I have been using Flow (mostly) and TS (occasionally, including counter-checking problems in Flow to see what TS does in a similar case). Overall I would not go back to the time without a type checker, however, I too am mystified by the enthusiasm. Anyone who wants to check the state of static type checking for Javascript should take some time and read through

- https://github.com/Microsoft/TypeScript/issues

- https://github.com/facebook/flow/issues

I do that quite a lot myself and have also contributed a tiny bit to both projects (no core code, things like definitions, small doc improvements, quite a bit of answering to issues and often checking the posted code for myself, often in both Flow and TS).

Ignore the issues posted by people who really would just need a forum to ask questions, there are plenty of real issues left. Worst part: Many of them won't be solved (too hard, too much work, too many issues overall). You have to change your coding style and write in a way that the type checker can actually help you with. Also, it's easily possible to end up with types that are far more complicated than the code they are supposed to describe.

I spent more time working on the types than on the actual code. What makes it worth it is that one, I get some control over the code other people write using my library, if I insist they too use the type system I can prevent them from misusing the API to a degree. Two, those other people also includes myself in future incarnations. Three, refactoring can be significantly easier, if you have good types the checker will tell you all the places you missed changing.

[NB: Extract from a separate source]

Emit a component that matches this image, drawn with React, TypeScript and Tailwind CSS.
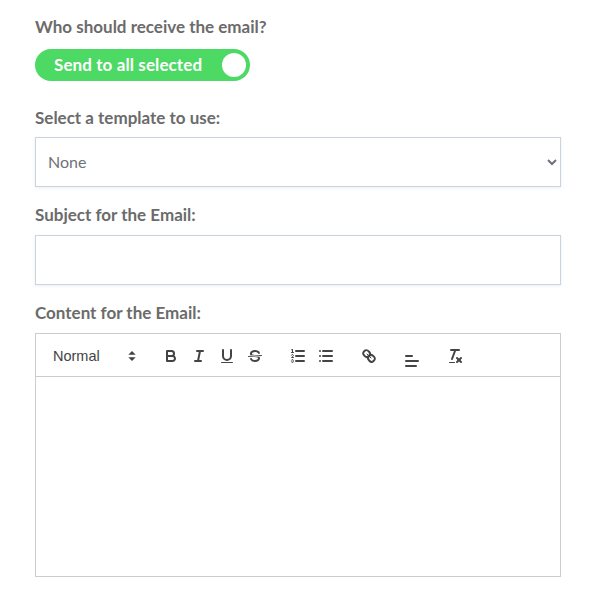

So overall, at least for my situation, mostly for writing a library with few external dependencies (so I don't need the more or less unreliable external type definitions) that the business heavily relies on in many products, adding the very considerable additional effort is worth it. Still, I very much disagree with all the enthusiasm.

The type checkers are software trying to understand software, and that software that it's attempting to check is not just an already complex dynamic language, but in addition on top of it is people's code that comes in a million styles. Those type checkers can be valuable, but they are far (very far) from perfect, and they come at a considerable price (mostly in the time it takes to create and maintain the types, I think the additional step to remove type annotations for production code is pretty insignificant in comparison).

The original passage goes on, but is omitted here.